Jesus wants to say: Yes, my meeting with the Greeks will take place, but not as a simple, brief conversation between myself and a few others, motivated above all by curiosity. The hour of my glorification will come with my death, which can be compared with the falling into the earth of a grain of wheat. My death on the Cross will bring forth great fruitfulness: in the Resurrection the “dead grain of wheat” – a symbol of myself crucified – will become the bread of life for the world; it will be a light for the peoples and cultures.
The encounter with the Greek soul, with the Greek world, will be achieved in that profundity to which the grain of wheat refers, which attracts to itself the forces of heaven and earth and becomes bread.
What happened to Andrew in later years?
Some very ancient traditions not only see Andrew, who communicated these words to the Greeks, as the interpreter of some Greeks at the meeting with Jesus recalled here, but consider him the Apostle to the Greeks in the years subsequent to Pentecost. They enable us to know that for the rest of his life he was the preacher and interpreter of Jesus for the Greek world.
Peter, his brother, travelled from Jerusalem through Antioch and reached Rome to exercise his universal mission; Andrew, instead, was the Apostle of the Greek world.
How did Andrew die?
A later tradition, as has been mentioned, tells of Andrew’s death at Patras [in Greece], where he too suffered the torture of crucifixion.
At that supreme moment, however, like his brother Peter, he asked to be nailed to a cross different from the Cross of Jesus.
In his case it was a diagonal or X-shaped cross, which has thus come to be known as “St Andrew’s cross”.
This is what the Apostle is claimed to have said on that occasion, according to an ancient story (which dates back to the beginning of the sixth century), entitled The Passion of Andrew:
“Hail, O Cross, inaugurated by the Body of Christ and adorned with his limbs as though they were precious pearls. Before the Lord mounted you, you inspired an earthly fear. Now, instead, endowed with heavenly love, you are accepted as a gift.

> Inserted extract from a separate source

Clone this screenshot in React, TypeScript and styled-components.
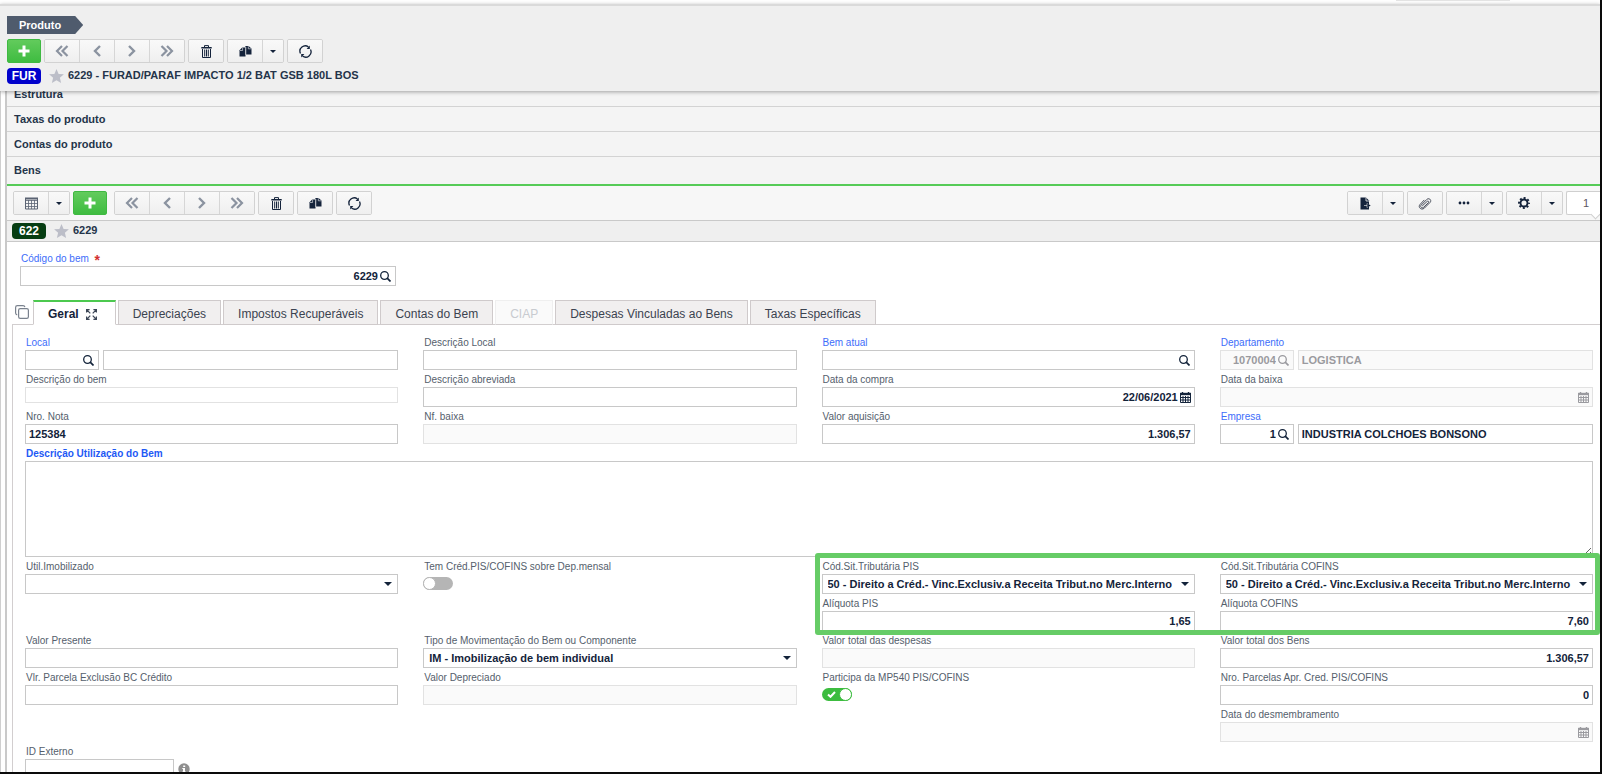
import React, { ReactNode, useId } from "react";
import styled, { createGlobalStyle, css } from "styled-components";

const ink = "#24344a";
const blue = "#3d6dfa";

const GlobalStyle = createGlobalStyle`
  *, *::before, *::after { box-sizing: border-box; }
  body { margin: 0; background: #fff; color: ${ink}; font-family: "Liberation Sans", Arial, sans-serif; font-size: 11px; }
  button, input, select, textarea { font: inherit; color: inherit; margin: 0; }
  svg { display: block; flex: none; }
`;

const Page = styled.div`
  display: flex;
  flex-direction: column;
  height: 100vh;
  overflow: hidden;
  border-right: 2px solid #0a0a0a;
  border-bottom: 2px solid #0a0a0a;
`;

const TopStrip = styled.div`
  display: flex;
  justify-content: flex-end;
  flex: none;
  height: 4px;
  padding-right: 90px;
`;

const TopHandle = styled.span`
  width: 114px;
  height: 1px;
  background: #e4e4e4;
`;

const Header = styled.header`
  position: relative;
  z-index: 2;
  flex: none;
  display: flex;
  flex-direction: column;
  align-items: flex-start;
  gap: 5px;
  padding: 10px 7px 7px;
  border-top: 2px solid #dadada;
  background: #efefef;
  box-shadow: 0 1px 4px rgba(0, 0, 0, 0.35);
`;

const Crumb = styled.h1`
  margin: 0;
  height: 18px;
  padding: 0 22px 0 12px;
  background: #4f5b6d;
  clip-path: polygon(0 0, calc(100% - 8px) 0, 100% 50%, calc(100% - 8px) 100%, 0 100%);
  color: #fff;
  font-size: 11px;
  font-weight: bold;
  line-height: 18px;
`;

const Bar = styled.div`
  display: flex;
  gap: 3px;
`;

const Group = styled.div`
  display: flex;
  border: 1px solid #d2d2d2;
  border-radius: 2px;
  overflow: hidden;
`;

const ToolButton = styled.button<{ $narrow?: boolean }>`
  display: flex;
  align-items: center;
  justify-content: center;
  width: ${(p) => (p.$narrow ? 21 : 35)}px;
  height: 22px;
  padding: 0;
  border: solid #d6d6d6;
  border-width: 0 0 0 1px;
  background: linear-gradient(#f9f9f9, #efefef);
  color: #14233b;
  &:first-child {
    width: 34px;
    border-left: 0;
  }
  &:disabled { color: #8b93a0; }
`;

const AddButton = styled.button`
  display: flex;
  align-items: center;
  justify-content: center;
  width: 34px;
  height: 24px;
  padding: 0;
  border: 1px solid #3fb942;
  border-radius: 2px;
  background: linear-gradient(#62cb5c, #3fbc41);
  color: #fff;
`;

const TitleRow = styled.div<{ $strip?: boolean }>`
  display: flex;
  align-items: center;
  height: 16px;
  font-weight: bold;
  line-height: 14px;
  ${(p) =>
    p.$strip &&
    css`
      height: 22px;
      padding-left: 5px;
      border: solid #c9c9c9;
      border-width: 1px 0;
      background: #efefef;
    `}
`;

const Badge = styled.span<{ $color: string }>`
  width: 34px;
  height: 16px;
  border-radius: 4px;
  background: ${(p) => p.$color};
  color: #fff;
  font-size: 12px;
  font-weight: bold;
  line-height: 16px;
  text-align: center;
`;

const Title = styled.span`
  padding-bottom: 2px;
`;

const Star = styled.svg`
  margin: 0 4px 0 8px;
`;

const Body = styled.main`
  flex: 1;
  min-height: 0;
  overflow: hidden;
  display: flex;
  padding-left: 4px;
  border-left: 1px solid #cfcfcf;
`;

const Content = styled.div`
  flex: 1;
  min-width: 0;
  border-left: 2px solid #c9c9c9;
`;

const Sections = styled.div`
  margin-top: -9px;
  border-bottom: 2px solid #56cb57;
`;

const Section = styled.h2`
  margin: 0;
  height: 25px;
  padding-left: 7px;
  border-bottom: 1px solid #d3d3d3;
  background: #f4f4f4;
  font-size: 11px;
  font-weight: bold;
  line-height: 24px;
  &:last-child { height: 27px; border: 0; line-height: 27px; }
`;

const SubToolbar = styled.div`
  display: flex;
  justify-content: space-between;
  padding: 5px 0 5px 6px;
  background: #f7f7f7;
`;

const WideBar = styled(Bar)`
  gap: 7px;
`;

const Pager = styled.button`
  position: relative;
  width: 34px;
  height: 24px;
  padding: 0 0 0 5px;
  border: 1px solid #cfcfcf;
  border-right: 0;
  border-radius: 2px 0 0 2px;
  background: #fff;
  color: #5c5560;
  &::after {
    content: "";
    position: absolute;
    right: 1px;
    bottom: -4px;
    width: 7px;
    height: 7px;
    border: solid #cfcfcf;
    border-width: 0 1px 1px 0;
    background: #fff;
    transform: rotate(45deg);
  }
`;

const KeyField = styled.div`
  width: 376px;
  max-width: 100%;
  margin: 8px 0 0 13px;
`;

const Label = styled.label<{ $tone?: "link" | "strong" }>`
  display: block;
  height: 16px;
  padding-left: 1px;
  color: ${(p) => (p.$tone === "strong" ? "#1d59f5" : p.$tone ? blue : "#55606c")};
  font-size: 10px;
  font-weight: ${(p) => (p.$tone === "strong" ? "bold" : "normal")};
  line-height: 18px;
  white-space: nowrap;
`;

const Required = styled.span`
  margin-left: 3px;
  color: #d32f2f;
  font-size: 14px;
  font-weight: bold;
  line-height: 0;
  vertical-align: sub;
`;

const Box = styled.div<{ $off?: boolean; $short?: boolean; $size?: number }>`
  position: relative;
  display: flex;
  align-items: center;
  gap: 2px;
  flex: ${(p) => (p.$size ? "none" : "1")};
  width: ${(p) => (p.$size ? `${p.$size}px` : "auto")};
  height: ${(p) => (p.$short ? 16 : 20)}px;
  padding-right: 3px;
  border: 1px solid ${(p) => (p.$off || p.$short ? "#e2e2e2" : "#c8c8c8")};
  background: ${(p) => (p.$off ? "#fafafa" : "#fff")};
  color: ${(p) => (p.$off ? "#9a9a9f" : "#13233a")};
`;

const Input = styled.input<{ $right?: boolean }>`
  flex: 1;
  min-width: 0;
  height: 100%;
  padding: 0 0 0 3px;
  border: 0;
  outline: 0;
  background: transparent;
  font-weight: bold;
  text-align: ${(p) => (p.$right ? "right" : "left")};
`;

const Select = styled.select`
  flex: 1;
  min-width: 0;
  height: 100%;
  padding: 0 14px 0 5px;
  border: 0;
  outline: 0;
  appearance: none;
  background: transparent;
  font-weight: bold;
`;

const SelectArrow = styled.span`
  position: absolute;
  right: 5px;
  pointer-events: none;
`;

const Line = styled.div`
  display: flex;
  align-items: center;
  gap: 4px;
`;

const TabRow = styled.div`
  display: flex;
  align-items: flex-end;
  margin: 14px 0 0 5px;
  border-bottom: 1px solid #d2cecf;
`;

const Tabs = styled.div`
  display: flex;
  gap: 2px;
  margin-bottom: -1px;
`;

const CopyView = styled.button`
  display: flex;
  width: 21px;
  height: 20px;
  padding: 1px 0 0 3px;
  border: 0;
  background: none;
  color: #7a828e;
`;

const Tab = styled.button<{ $active?: boolean }>`
  display: flex;
  align-items: center;
  height: 25px;
  padding: 3px 14px 0;
  border: 1px solid #cfcacb;
  background: #f1efef;
  color: #3b4350;
  font-size: 12px;
  line-height: 20px;
  white-space: nowrap;
  &:disabled { border-color: #efefef #efefef #d2cecf; background: #fafafa; color: #c8cbd0; }
  ${(p) =>
    p.$active &&
    css`
      gap: 7px;
      padding: 2px 18px 0 14px;
      border-top: 2px solid #4cc94f;
      border-bottom-color: #fff;
      background: #fff;
      color: #14233b;
      font-weight: bold;
    `}
`;

const Panel = styled.section`
  margin-left: 5px;
  padding: 9px 7px 9px 12px;
  border-left: 1px solid #d2cecf;
`;

const Form = styled.form`
  display: grid;
  grid-template-columns: repeat(4, minmax(0, 1fr));
  gap: 1px 25px;
`;

const Cell = styled.div<{ $col: number; $row: number; $span?: number }>`
  grid-column: ${(p) => p.$col} / span ${(p) => p.$span ?? 1};
  grid-row: ${(p) => p.$row};
`;

const Highlight = styled.div`
  grid-area: 5 / 3 / 7 / 5;
  z-index: 1;
  margin: -5px -7px -4px;
  border: 5px solid #66cc66;
  border-radius: 3px;
  pointer-events: none;
`;

const TextArea = styled.textarea`
  display: block;
  width: 100%;
  height: 96px;
  border: 1px solid #c8c8c8;
  outline: 0;
  resize: vertical;
`;

const Toggle = styled.span`
  position: relative;
  display: block;
  width: 30px;
  height: 13px;
  margin-top: 3px;
  color: #fff;
  svg { position: absolute; left: 5px; top: 3px; }
`;

const ToggleInput = styled.input`
  display: block;
  width: 30px;
  height: 13px;
  appearance: none;
  border-radius: 7px;
  background: #b5b5b5;
  &::before {
    content: "";
    display: block;
    width: 13px;
    height: 13px;
    border: 1px solid #b5b5b5;
    border-radius: 7px;
    background: #fff;
  }
  &:checked { background: #3cbc3f; }
  &:checked::before { margin-left: 17px; border-color: #3cbc3f; }
`;

/* icons */

const Stroke = ({ w, h, d, sw = 2 }: { w: number; h: number; d: string; sw?: number }) => (
  <svg width={w} height={h} viewBox={`0 0 ${w} ${h}`} fill="none" stroke="currentColor" strokeWidth={sw} aria-hidden>
    <path d={d} />
  </svg>
);

const Plus = () => <Stroke w={14} h={14} sw={3} d="M7 1.500v11M1.500 7h11" />;
const First = () => <Stroke w={14} h={12} sw={2.2} d="M7 1 2 6l5 5M12.500 1l-5 5 5 5" />;
const Prev = () => <Stroke w={10} h={12} sw={2.4} d="M8 1 3 6l5 5" />;
const Next = () => <Stroke w={10} h={12} sw={2.4} d="M2 1l5 5-5 5" />;
const Last = () => <Stroke w={14} h={12} sw={2.2} d="M1.500 1l5 5-5 5M7 1l5 5-5 5" />;

const Trash = () => (
  <svg width="11" height="13" viewBox="0 0 11 13" fill="none" stroke="currentColor" aria-hidden>
    <path d="M3.500 2V.6h4V2" />
    <path d="M.3 2.700h10.400" strokeWidth="1.500" />
    <path d="M1.500 4v8.500h8V4" />
    <path d="M3.700 4.500v7M5.500 4.500v7M7.300 4.500v7" />
  </svg>
);

const Duplicate = () => (
  <svg width="13" height="12" viewBox="0 0 13 12" fill="currentColor" aria-hidden>
    <path d="M3.200 2.500H6.500V11.500H.5V5.200z" />
    <path d="M6.300 1H9.500L12.500 3.500V9.500H7V5z" />
    <path d="M3.600 2.600v2.900H.8M9.300 1.200v2.600h3M6.800 2v8" fill="none" stroke="#f4f4f4" strokeWidth=".6" />
  </svg>
);

const Refresh = () => (
  <svg width="13" height="13" viewBox="0 0 13 13" fill="none" stroke="currentColor" strokeWidth="1.300" aria-hidden>
    <path d="M1.500 8.500A5.300 5.300 0 0 1 9.500 2M11.500 4.500A5.300 5.300 0 0 1 3.500 11" />
    <path d="M10.800.6v3.400H7.600zM2.200 12.400V9h3.200z" fill="currentColor" stroke="none" />
  </svg>
);

const Caret = ({ w = 6, h = 3 }: { w?: number; h?: number }) => (
  <svg width={w} height={h} viewBox="0 0 8 4" preserveAspectRatio="none" fill="currentColor" aria-hidden>
    <path d="M0 0h8L4 4z" />
  </svg>
);

const TableIcon = () => (
  <svg width="13" height="13" viewBox="0 0 13 13" fill="none" stroke="#5a6373" aria-hidden>
    <path d="M.5 3.500h12M.5 6.500h12M.5 9.500h12M3.500 3v9M6.500 3v9M9.500 3v9" strokeWidth=".8" />
    <path d="M.5 1.500h12v10.500H.5z" />
    <path d="M0 1.500h13" strokeWidth="2" />
  </svg>
);

const ExportFile = () => (
  <svg width="11" height="13" viewBox="0 0 11 13" aria-hidden>
    <path d="M.5.5H6L9 3.500v9H.5z" fill="currentColor" />
    <path d="M6 .5V4h3" fill="none" stroke="#f4f4f4" strokeWidth=".8" />
    <path d="M4 8.500h3.500M7 6.500l3 2-3 2z" stroke="#f4f4f4" strokeWidth=".6" fill="currentColor" />
    <path d="M7.500 6.500l3.200 2-3.200 2z" fill="currentColor" />
  </svg>
);

const Clip = () => (
  <svg width="14" height="13" viewBox="0 0 14 13" fill="none" stroke="#4a4f5c" strokeLinecap="round" aria-hidden>
    <path d="M4.500 8.700l4.700-4.300c1-.9 2.200.2 1.300 1.200L5.600 10.300c-1.700 1.600-4-.5-2.400-2.200L8.700 2.500c2.300-2.200 5.500.7 3.300 3L6.500 11c-2.800 2.800-7-.5-4.500-3.500L6 3.200" />
  </svg>
);

const Dots = () => (
  <svg width="12" height="4" viewBox="0 0 12 4" fill="currentColor" aria-hidden>
    <circle cx="2" cy="2" r="1.400" /><circle cx="6" cy="2" r="1.400" /><circle cx="10" cy="2" r="1.400" />
  </svg>
);

const Gear = () => (
  <svg width="12" height="12" viewBox="0 0 12 12" fill="none" stroke="currentColor" aria-hidden>
    <circle cx="6" cy="6" r="3.500" strokeWidth="1.900" />
    <circle cx="6" cy="6" r="5" strokeWidth="1.900" strokeDasharray="1.960 1.967" strokeDashoffset=".98" />
  </svg>
);

const SearchIcon = styled.svg`
  margin-right: 1px;
`;

const Search = () => (
  <SearchIcon width="11" height="11" viewBox="0 0 11 11" fill="none" stroke="currentColor" aria-hidden>
    <circle cx="4.500" cy="4.500" r="3.800" strokeWidth="1.300" />
    <path d="M7.200 7.200l3.300 3.300" strokeWidth="1.700" />
  </SearchIcon>
);

const Calendar = () => (
  <svg width="11" height="11" viewBox="0 0 11 11" fill="none" stroke="currentColor" aria-hidden>
    <path d="M0 2h11" strokeWidth="2.400" />
    <path d="M2.500 0v2M8.500 0v2" strokeWidth="1.400" />
    <path d="M.5 3v7.500h10V3M3 4v6M5.500 4v6M8 4v6M1 5.500h9M1 8h9" />
  </svg>
);

const Expand = () => (
  <svg width="11" height="11" viewBox="0 0 11 11" fill="none" stroke="#3c4656" strokeWidth="1.200" aria-hidden>
    <path d="M.6 3.500V.6h3M7.400.6h3v3M10.400 7.500v2.900h-3M3.600 10.400h-3v-3M1 1l3.300 3.300M10 1L6.700 4.300M10 10L6.700 6.700M1 10l3.300-3.300" />
  </svg>
);

const Layers = () => (
  <svg width="14" height="14" viewBox="0 0 14 14" fill="none" stroke="currentColor" strokeWidth="1.200" aria-hidden>
    <rect x="3.600" y="3.600" width="9.800" height="9.800" rx="1.600" />
    <path d="M2.200 9.800C1 9.600.6 9 .6 8V2.400C.6 1.200 1.200.6 2.400.6H8c1.200 0 1.700.4 1.900 1.600" />
  </svg>
);

const Info = () => (
  <svg width="12" height="12" viewBox="0 0 12 12" aria-label="Informação" role="img">
    <circle cx="6" cy="6" r="5.700" fill="#8f8f8f" />
    <path d="M5.200 2.500h2v1.500h-2zM4.300 5h2.700v3.500h.8v1H4.300v-1H5V6h-.7z" fill="#fff" />
  </svg>
);

const StarIcon = () => (
  <Star width="15" height="14" viewBox="0 0 15 14" fill="#bcbec8" aria-hidden>
    <path d="M7.500 0l2.100 4.900 5.300.4-4 3.500 1.200 5.200-4.600-2.800L2.900 14l1.200-5.200-4-3.500 5.300-.4z" />
  </Star>
);

/* building blocks */

const Tool = ({ name, children, off, narrow }: { name: string; children: ReactNode; off?: boolean; narrow?: boolean }) => (
  <ToolButton type="button" aria-label={name} disabled={off} $narrow={narrow}>{children}</ToolButton>
);

const More = ({ name }: { name: string }) => <Tool name={name} narrow><Caret /></Tool>;

const Navigation = () => (
  <Group>
    <Tool name="Primeiro" off><First /></Tool>
    <Tool name="Anterior" off><Prev /></Tool>
    <Tool name="Próximo" off><Next /></Tool>
    <Tool name="Último" off><Last /></Tool>
  </Group>
);

type FieldProps = {
  col: number;
  row: number;
  label: string;
  value?: string;
  tone?: "link" | "strong";
  icon?: ReactNode;
  right?: boolean;
  off?: boolean;
  short?: boolean;
  size?: number;
  after?: ReactNode;
  text?: string;
};

const Field = ({ col, row, label, value = "", tone, icon, right, off, short, size, after, text }: FieldProps) => {
  const id = useId();
  return (
    <Cell $col={col} $row={row}>
      <Label htmlFor={id} $tone={tone}>{label}</Label>
      <Line>
        <Box $off={off} $short={short} $size={size}>
          <Input id={id} defaultValue={value} disabled={off} $right={right} />
          {icon}
        </Box>
        {text !== undefined && (
          <Box $off={off}>
            <Input aria-label={`${label} - descrição`} defaultValue={text} disabled={off} />
          </Box>
        )}
        {after}
      </Line>
    </Cell>
  );
};

const Choice = ({ col, row, label, value }: { col: number; row: number; label: string; value: string }) => {
  const id = useId();
  return (
    <Cell $col={col} $row={row}>
      <Label htmlFor={id}>{label}</Label>
      <Box>
        <Select id={id} defaultValue={value}><option>{value}</option></Select>
        <SelectArrow><Caret w={8} h={4} /></SelectArrow>
      </Box>
    </Cell>
  );
};

const Switch = ({ col, row, label, on }: { col: number; row: number; label: string; on?: boolean }) => {
  const id = useId();
  return (
    <Cell $col={col} $row={row}>
      <Label htmlFor={id}>{label}</Label>
      <Toggle>
        <ToggleInput id={id} type="checkbox" defaultChecked={on} />
        {on && <Stroke w={9} h={7} d="M1 3.500l2.500 2.300L8 1" />}
      </Toggle>
    </Cell>
  );
};

const cst = "50 - Direito a Créd.- Vinc.Exclusiv.a Receita Tribut.no Merc.Interno";

export default function App() {
  return (
    <>
      <GlobalStyle />
      <Page>
        <TopStrip><TopHandle /></TopStrip>
        <Header>
          <Crumb>Produto</Crumb>
          <Bar>
            <AddButton type="button" aria-label="Adicionar produto"><Plus /></AddButton>
            <Navigation />
            <Group><Tool name="Excluir"><Trash /></Tool></Group>
            <Group><Tool name="Duplicar"><Duplicate /></Tool><More name="Opções de duplicar" /></Group>
            <Group><Tool name="Atualizar"><Refresh /></Tool></Group>
          </Bar>
          <TitleRow>
            <Badge $color="#0202cc">FUR</Badge>
            <StarIcon />
            <Title>6229 - FURAD/PARAF IMPACTO 1/2 BAT GSB 180L BOS</Title>
          </TitleRow>
        </Header>
        <Body>
          <Content>
            <Sections>
              <Section>Estrutura</Section>
              <Section>Taxas do produto</Section>
              <Section>Contas do produto</Section>
              <Section>Bens</Section>
            </Sections>
            <SubToolbar>
              <WideBar>
                <Bar>
                  <Group><Tool name="Modo grade"><TableIcon /></Tool><More name="Opções de grade" /></Group>
                  <AddButton type="button" aria-label="Adicionar bem"><Plus /></AddButton>
                </Bar>
                <Bar>
                  <Navigation />
                  <Group><Tool name="Excluir bem"><Trash /></Tool></Group>
                  <Group><Tool name="Duplicar bem"><Duplicate /></Tool></Group>
                  <Group><Tool name="Atualizar bem"><Refresh /></Tool></Group>
                </Bar>
              </WideBar>
              <Bar>
                <Group><Tool name="Exportar"><ExportFile /></Tool><More name="Opções de exportar" /></Group>
                <Group><Tool name="Anexos"><Clip /></Tool></Group>
                <Group><Tool name="Mais"><Dots /></Tool><More name="Mais opções" /></Group>
                <Group><Tool name="Configurar"><Gear /></Tool><More name="Opções de configuração" /></Group>
                <Pager type="button">1</Pager>
              </Bar>
            </SubToolbar>
            <TitleRow $strip>
              <Badge $color="#063d12">622</Badge>
              <StarIcon />
              <Title>6229</Title>
            </TitleRow>
            <KeyField>
              <Label htmlFor="codigo" $tone="link">Código do bem <Required>*</Required></Label>
              <Box>
                <Input id="codigo" defaultValue="6229" $right />
                <Search />
              </Box>
            </KeyField>
            <TabRow>
              <CopyView type="button" aria-label="Alternar visualização"><Layers /></CopyView>
              <Tabs role="tablist">
                <Tab type="button" role="tab" aria-selected $active>Geral <Expand /></Tab>
                <Tab type="button" role="tab">Depreciações</Tab>
                <Tab type="button" role="tab">Impostos Recuperáveis</Tab>
                <Tab type="button" role="tab">Contas do Bem</Tab>
                <Tab type="button" role="tab" disabled>CIAP</Tab>
                <Tab type="button" role="tab">Despesas Vinculadas ao Bens</Tab>
                <Tab type="button" role="tab">Taxas Específicas</Tab>
              </Tabs>
            </TabRow>
            <Panel>
              <Form>
                <Field col={1} row={1} label="Local" tone="link" size={74} icon={<Search />} text="" />
                <Field col={2} row={1} label="Descrição Local" />
                <Field col={3} row={1} label="Bem atual" tone="link" icon={<Search />} />
                <Field col={4} row={1} label="Departamento" tone="link" size={74} icon={<Search />} value="1070004" text="LOGISTICA" right off />

                <Field col={1} row={2} label="Descrição do bem" short />
                <Field col={2} row={2} label="Descrição abreviada" />
                <Field col={3} row={2} label="Data da compra" value="22/06/2021" icon={<Calendar />} right />
                <Field col={4} row={2} label="Data da baixa" icon={<Calendar />} off />

                <Field col={1} row={3} label="Nro. Nota" value="125384" />
                <Field col={2} row={3} label="Nf. baixa" off />
                <Field col={3} row={3} label="Valor aquisição" value="1.306,57" right />
                <Field col={4} row={3} label="Empresa" tone="link" size={74} icon={<Search />} value="1" text="INDUSTRIA COLCHOES BONSONO" right />

                <Cell $col={1} $row={4} $span={4}>
                  <Label htmlFor="utilizacao" $tone="strong">Descrição Utilização do Bem</Label>
                  <TextArea id="utilizacao" />
                </Cell>

                <Choice col={1} row={5} label="Util.Imobilizado" value="" />
                <Switch col={2} row={5} label="Tem Créd.PIS/COFINS sobre Dep.mensal" />
                <Choice col={3} row={5} label="Cód.Sit.Tributária PIS" value={cst} />
                <Choice col={4} row={5} label="Cód.Sit.Tributária COFINS" value={cst} />

                <Field col={3} row={6} label="Alíquota PIS" value="1,65" right />
                <Field col={4} row={6} label="Alíquota COFINS" value="7,60" right />
                <Highlight />

                <Field col={1} row={7} label="Valor Presente" />
                <Choice col={2} row={7} label="Tipo de Movimentação do Bem ou Componente" value="IM - Imobilização de bem individual" />
                <Field col={3} row={7} label="Valor total das despesas" off />
                <Field col={4} row={7} label="Valor total dos Bens" value="1.306,57" right />

                <Field col={1} row={8} label="Vlr. Parcela Exclusão BC Crédito" />
                <Field col={2} row={8} label="Valor Depreciado" off />
                <Switch col={3} row={8} label="Participa da MP540 PIS/COFINS" on />
                <Field col={4} row={8} label="Nro. Parcelas Apr. Cred. PIS/COFINS" value="0" right />

                <Field col={4} row={9} label="Data do desmembramento" icon={<Calendar />} off />
                <Field col={1} row={10} label="ID Externo" size={149} after={<Info />} />
              </Form>
            </Panel>
          </Content>
        </Body>
      </Page>
    </>
  );
}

“Believers know of the great joy that you possess, and of the multitude of gifts you have prepared. I come to you, therefore, confident and joyful, so that you too may receive me exultant as a disciple of the One who was hung upon you…. O blessed Cross, clothed in the majesty and beauty of the Lord’s limbs!… Take me, carry me far from men, and restore me to my Teacher, so that, through you, the one who redeemed me by you, may receive me. Hail, O Cross; yes, hail indeed!”.
Here, as can be seen, is a very profound Christian spirituality. It does not view the Cross as an instrument of torture but rather as the incomparable means for perfect configuration to the Redeemer, to the grain of wheat that fell into the earth.
Here we have a very important lesson to learn: Our own crosses acquire value if we consider them and accept them as a part of the Cross of Christ, if a reflection of his light illuminates them.